One of the results of the heavy loss of shipping was the national ‘Warship Week,’ aimed at raising funds for new warships through the public sale of war bonds. Local areas participated and Harrow was no exception. On 21st March 1942 Dorothy notes, ‘Warship week started. Hope to raise £750,000. Procession through from Wealdstone to Roxeth’.
In June 1942 there was an entry that reminds us that the bombing was not all one way: June 26th, ‘1,000 bombers went to Bremen last night.’ This was one of three 1,000 bomber raids launched on German cities in May and June that year, the other cities being Cologne and Essen. The aim was to strike at industrial targets whilst at the same time hitting the morale of the civilian population.
The diaries show that Dorothy made a lot of her own clothes. This may partly have been due clothes rationing, which was introduced in June 1941 (food rationing had been introduced the previous year). Fabrics were needed for military and other uniforms, and silk was needed for parachutes. Also clothing factories were requisitioned for war purposes. Because of this the ‘Made Do and Mend’ campaign was launched, to encourage the repair and recycling of clothing.

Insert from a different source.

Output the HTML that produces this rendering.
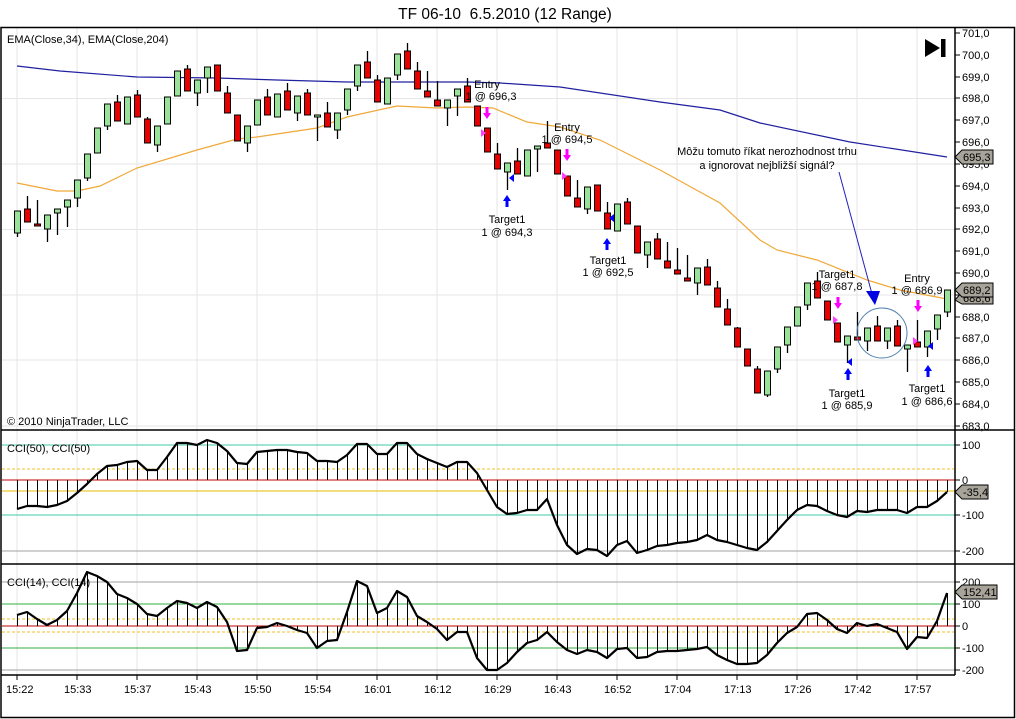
<!DOCTYPE html>
<html><head><meta charset="utf-8"><style>
body{margin:0;background:#fff;width:1016px;height:719px;overflow:hidden}
svg{display:block;font-family:"Liberation Sans",Arial,sans-serif}
</style></head><body>
<svg id="s" width="1016" height="719" viewBox="0 0 1016 719" xmlns="http://www.w3.org/2000/svg">
<rect x="0" y="0" width="1016" height="719" fill="#fff"/>
<text x="505" y="19" font-size="15.5" text-anchor="middle" fill="#000">TF 06-10 &#160;6.5.2010 (12 Range)</text>
<g id="grid" stroke="#e6e6e6" stroke-width="1"></g>
<g id="levels"></g>
<g id="hist" stroke="#000" stroke-width="1"></g>
<g id="ema"></g>
<g id="candles"></g>
<g id="lines" fill="none" stroke="#000" stroke-width="2.2" stroke-linejoin="round"></g>
<g stroke="#000" stroke-width="1.5" fill="none">
<rect x="1" y="27.5" width="1013.5" height="690"/>
<line x1="955" y1="27" x2="955" y2="675"/>
<line x1="1" y1="430" x2="1015" y2="430"/>
<line x1="1" y1="564" x2="1015" y2="564"/>
<line x1="1" y1="675" x2="955" y2="675"/>
</g>
<g id="ticks" stroke="#000" stroke-width="1"></g>
<g font-size="11" fill="#000">
<text x="7" y="43">EMA(Close,34), EMA(Close,204)</text>
<text x="7" y="425">© 2010 NinjaTrader, LLC</text>
<text x="7" y="452">CCI(50), CCI(50)</text>
<text x="7" y="586">CCI(14), CCI(14)</text>
</g>
<g font-size="11" fill="#000" id="axis">
<text x="962" y="37">701,0</text><text x="962" y="59">700,0</text><text x="962" y="81">699,0</text><text x="962" y="102">698,0</text><text x="962" y="124">697,0</text><text x="962" y="146">696,0</text><text x="962" y="168">695,0</text><text x="962" y="190">694,0</text><text x="962" y="212">693,0</text><text x="962" y="233">692,0</text><text x="962" y="255">691,0</text><text x="962" y="277">690,0</text><text x="962" y="299">689,0</text><text x="962" y="321">688,0</text><text x="962" y="342">687,0</text><text x="962" y="364">686,0</text><text x="962" y="386">685,0</text><text x="962" y="408">684,0</text><text x="962" y="430">683,0</text>
<text x="962" y="449">100</text><text x="962" y="484">0</text><text x="962" y="519">-100</text><text x="962" y="555">-200</text>
<text x="962" y="586">200</text><text x="962" y="608">100</text><text x="962" y="630">0</text><text x="962" y="652">-100</text><text x="962" y="674">-200</text>
<text x="6" y="693">15:22</text><text x="64" y="693">15:33</text><text x="124" y="693">15:37</text><text x="184" y="693">15:43</text><text x="244" y="693">15:50</text><text x="304" y="693">15:54</text><text x="364" y="693">16:01</text><text x="424" y="693">16:12</text><text x="484" y="693">16:29</text><text x="544" y="693">16:43</text><text x="604" y="693">16:52</text><text x="664" y="693">17:04</text><text x="724" y="693">17:13</text><text x="784" y="693">17:26</text><text x="844" y="693">17:42</text><text x="904" y="693">17:57</text>
</g>
<g font-size="11">
<path d="M955,300 L962,292 L993,292 L993,304 L962,304 Z" fill="#a8a49a" stroke="#000"/>
<text x="963" y="302" fill="#000">688,6</text>
<path d="M955,290 L962,283 L993,283 L993,297 L962,297 Z" fill="#a8a49a" stroke="#000"/>
<text x="963" y="294" fill="#000">689,2</text>
<path d="M955,157 L962,150 L993,150 L993,164 L962,164 Z" fill="#a8a49a" stroke="#000"/>
<text x="963" y="161" fill="#000">695,3</text>
<path d="M955,492 L962,485 L988,485 L988,499 L962,499 Z" fill="#a8a49a" stroke="#000"/>
<text x="963" y="496" fill="#000">-35,4</text>
<path d="M955,592 L962,585 L997,585 L997,599 L962,599 Z" fill="#a8a49a" stroke="#000"/>
<text x="963" y="596" fill="#000">152,41</text>
</g>
<path d="M925,39 L940,48 L925,57 Z" fill="#000"/><rect x="941" y="39" width="4.5" height="18" fill="#000"/>
<g font-size="11" fill="#000" text-anchor="middle">
<text x="487" y="88">Entry</text><text x="491" y="100">1 @ 696,3</text>
<text x="567" y="131">Entry</text><text x="567" y="143">1 @ 694,5</text>
<text x="507" y="223">Target1</text><text x="507" y="236">1 @ 694,3</text>
<text x="608" y="264">Target1</text><text x="608" y="276">1 @ 692,5</text>
<text x="837" y="278">Target1</text><text x="837" y="290">1 @ 687,8</text>
<text x="917" y="282">Entry</text><text x="917" y="294">1 @ 686,9</text>
<text x="847" y="397">Target1</text><text x="847" y="409">1 @ 685,9</text>
<text x="927" y="392">Target1</text><text x="927" y="405">1 @ 686,6</text>
<text x="767" y="155">Môžu tomuto říkat nerozhodnost trhu</text>
<text x="767" y="169">a ignorovat nejbližší signál?</text>
</g>
<line x1="839" y1="172" x2="872" y2="294" stroke="#2020c0" stroke-width="1"/>
<path d="M866,291 L880,291 L875,305 Z" fill="#0000e0"/>
<circle cx="882" cy="333" r="25" fill="none" stroke="#5080b0" stroke-width="1"/>
<g id="arrows"></g>
</svg>
<script>
const NS="http://www.w3.org/2000/svg";
function el(p,t,a){const e=document.createElementNS(NS,t);for(const k in a)e.setAttribute(k,a[k]);document.getElementById(p).appendChild(e);return e;}
for(let x=17;x<955;x+=60){el('grid','line',{x1:x,y1:28,x2:x,y2:675});}
[98.5,164,229.5,295,360,426].forEach(y=>el('grid','line',{x1:2,y1:y,x2:955,y2:y}));
const ty=[33,55,77,98,120,142,164,186,208,229,251,273,295,317,338,360,382,404,426,445,480,515,551,582,604,626,648,670];
ty.forEach(y=>el('ticks','line',{x1:955,y1:y,x2:960,y2:y}));
for(let x=17;x<955;x+=60)el('ticks','line',{x1:x,y1:675,x2:x,y2:680});
function L(y,c,d){el('levels','line',{x1:2,y1:y,x2:955,y2:y,stroke:c,'stroke-width':1,'stroke-dasharray':d||''});}
L(445,'#40c8a8');L(515,'#40c8a8');L(551,'#a0a0a0');L(469,'#f0c020','3,2');L(491,'#e8b800');L(480,'#c00000');
L(582,'#a0a0a0');L(670,'#a0a0a0');L(604,'#30b040');L(648,'#30b040');L(619,'#f0c020','3,2');L(632,'#f0c020','3,2');L(626,'#c00000');
const C=[[211,233,211,237,'g'],[209,222,196,222,'r'],[224,226,200,226,'r'],[215,229,215,242,'g'],[209,213,209,235,'g'],[200,207,200,227,'g'],[180,198,180,207,'g'],[154,178,154,181,'g'],[128,153,128,153,'g'],[104,126,104,130,'g'],
[102,121,95,121,'r'],[97,124,97,124,'g'],[95,117,90,117,'r'],[119,143,117,143,'r'],[126,145,126,152,'g'],[97,124,97,124,'g'],[71,96,71,96,'g'],[69,91,65,91,'r'],[80,93,80,106,'g'],[67,78,67,93,'g'],
[65,91,65,91,'r'],[93,113,86,113,'r'],[115,141,115,141,'r'],[126,143,126,152,'g'],[100,125,100,125,'g'],[97,115,89,115,'r'],[94,117,94,117,'g'],[91,110,83,110,'r'],[96,113,96,121,'g'],[93,115,89,115,'r'],
[115,117,115,141,'g'],[113,127,102,127,'r'],[113,130,113,139,'g'],[89,110,89,115,'g'],[65,86,65,91,'g'],[62,78,51,78,'r'],[80,102,75,102,'r'],[78,104,78,104,'g'],[54,75,54,80,'g'],[51,69,43,69,'r'],
[71,89,62,89,'r'],[91,97,71,97,'r'],[100,106,81,106,'r'],[100,108,100,126,'g'],[89,96,89,116,'g'],[86,102,78,102,'r'],[106,126,106,126,'r'],[128,152,128,152,'r'],[154,169,143,169,'r'],[163,172,163,190,'g'],
[161,174,148,174,'r'],[150,176,150,176,'g'],[146,149,146,172,'g'],[143,148,121,148,'r'],[150,174,150,174,'r'],[176,196,176,196,'r'],[198,207,180,207,'r'],[187,209,187,214,'g'],[185,211,185,211,'r'],[213,229,202,229,'r'],
[204,231,204,231,'g'],[202,224,198,224,'r'],[226,253,226,253,'r'],[242,255,242,268,'g'],[239,259,233,259,'r'],[261,268,242,268,'r'],[270,274,248,274,'r'],[278,281,255,281,'r'],[268,283,268,295,'g'],[267,285,259,285,'r'],
[288,307,281,307,'r'],[309,325,299,325,'r'],[328,347,327,347,'r'],[349,366,349,366,'r'],[369,393,366,393,'r'],[371,395,371,397,'g'],[347,369,347,373,'g'],[327,345,327,353,'g'],[307,326,307,326,'g'],[283,305,283,310,'g'],
[281,298,272,298,'r'],[301,320,301,320,'r'],[323,342,323,342,'r'],[336,345,336,363,'g'],[337,340,312,340,'r'],[328,341,328,351,'g'],[326,341,316,341,'r'],[328,341,328,349,'g'],[326,346,320,346,'r'],[345,349,345,372,'g'],
[342,347,320,347,'r'],[331,347,331,357,'g'],[315,329,315,340,'g'],[290,312,290,317,'g']];
C.forEach((c,i)=>{const x=17+10*i;
el('candles','line',{x1:x+.5,y1:c[2],x2:x+.5,y2:c[3],stroke:'#000','stroke-width':1.3});
el('candles','rect',{x:x-2.5,y:c[0],width:6,height:Math.max(2,c[1]-c[0]),fill:c[4]=='g'?'#98e29a':'#e60000',stroke:'#000','stroke-width':1});});
el('ema','polyline',{points:'17,183 57,191 77,191 100,186 137,168 197,150 237,139 257,137 317,128 347,117 397,106 437,108 467,107 493,108 527,122 560,127 600,140 660,170 720,203 760,240 777,250 817,260 867,280 900,290 947,299',fill:'none',stroke:'#f0a838','stroke-width':1.2});
el('ema','polyline',{points:'17,66 60,71 137,77 217,78 277,80 347,82 467,82 500,83 560,87 660,102 720,110 760,123 850,142 947,157',fill:'none',stroke:'#2020a0','stroke-width':1.2});
const A=[509,506,506,507,505,501,493,484,474,466,465,462,461,470,470,457,443,443,445,440,443,451,463,464,452,451,450,450,452,453,461,461,462,455,444,444,454,454,443,443,454,459,463,467,462,462,473,490,507,
514,513,510,510,499,525,545,554,549,550,556,545,541,553,550,546,545,543,542,540,535,540,542,545,548,550,542,531,520,510,505,506,511,515,517,511,512,510,510,510,513,507,507,501,492];
const B=[615,612,619,625,620,611,593,572,576,582,594,598,604,614,616,608,601,603,608,602,607,622,651,650,628,627,623,626,630,633,648,641,640,612,581,586,613,608,591,597,616,622,629,640,632,632,658,670,670,
663,652,643,640,632,642,650,654,650,652,658,649,648,658,657,652,651,651,650,649,647,655,660,664,664,663,655,643,633,627,614,613,620,629,633,623,626,624,628,632,649,637,638,621,593];
function draw(d,z){let p=[];d.forEach((y,i)=>{const x=17+10*i;p.push(x+','+y);el('hist','line',{x1:x+.5,y1:z,x2:x+.5,y2:y});});el('lines','polyline',{points:p.join(' ')});}
draw(A,480);draw(B,626);
function dn(x,y){el('arrows','path',{d:`M${x-1.5},${y} h3 v6 h2.5 l-4,6 l-4,-6 h2.5 z`,fill:'#ff00ff'});}
function up(x,y){el('arrows','path',{d:`M${x-1.5},${y+12} h3 v-6 h2.5 l-4,-6 l-4,6 h2.5 z`,fill:'#0000ff'});}
function rt(x,y){el('arrows','path',{d:`M${x},${y-4} l5,4 l-5,4 z`,fill:'#ff40ff'});}
function lt(x,y){el('arrows','path',{d:`M${x+5},${y-4} l-5,4 l5,4 z`,fill:'#0000ff'});}
dn(487,107);dn(567,149);dn(838,297);dn(918,300);
up(507,195);up(607,238);up(848,368);up(928,365);
rt(481,133);rt(562,176);rt(833,320);rt(913,341);
lt(509,178);lt(609,218);lt(847,362);lt(928,346);
</script>
</body></html>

In 1943, Dorothy became a Fire Guard. Firewatching parties were organised locally by Harrow Urban District Council under the auspices of the London Civil Defence Union. Their job was to watch for fires started by incendiary bombs during air-raids and to report these to the Fire Service. Her first spell of duty was on 4th January: ‘Started Firewatching tonight. Seem quite a decent crowd. I have the top bunk.’ She was kept busy. On 17th January she notes: ‘Wrote to Olive. Just finished when 8.30 am an Alert sounded. Very heavy barrage and planes diving.’ The next day, the raids continued: ‘Another Alert about 4.45 am for nearly an hour. Guess that is because we have raided Berlin’.
Later in the year she was assigned to another fire-guard group, but was less keen on the personnel: September 30th: ‘Firewatching with new party. Went to ‘Marquis’ and siren went about 8. After “all clear” back they trooped, then to billiard hall. I’d rather stop in. Prefer old party.’ The Marquis may have been the Marquis of Granby pub which stood on Station Road.
Bombing raids and firewatching duties continued into 1944. D Day came and went (Dorothy didn’t make a big deal of it. Her diary entry for 6th June 1944 simply reads ‘D Day. Mum had all her teeth out’) and in the same month Doodlebug attacks began on London. Hence the diary entry for 16th June: ‘Terrific noise this morning. 12 midnight. Caused by “flying bombs”’. The attacks that month were fairly intensive. There was a doodlebug at Merton Road on 26th June and one at Northwood Hills two days later, and finally a doodlebug that destroyed the British Restaurant at North Harrow, killing the manageress, on 30th June. This is recorded on the Harrow bomb map (a section of which is reproduced above) where you can also see North Harrow station and the Embassy cinema.
Image Section of Harrow Bomb Map showing the doodlebug that destroyed the British Restaurant in North Harrow.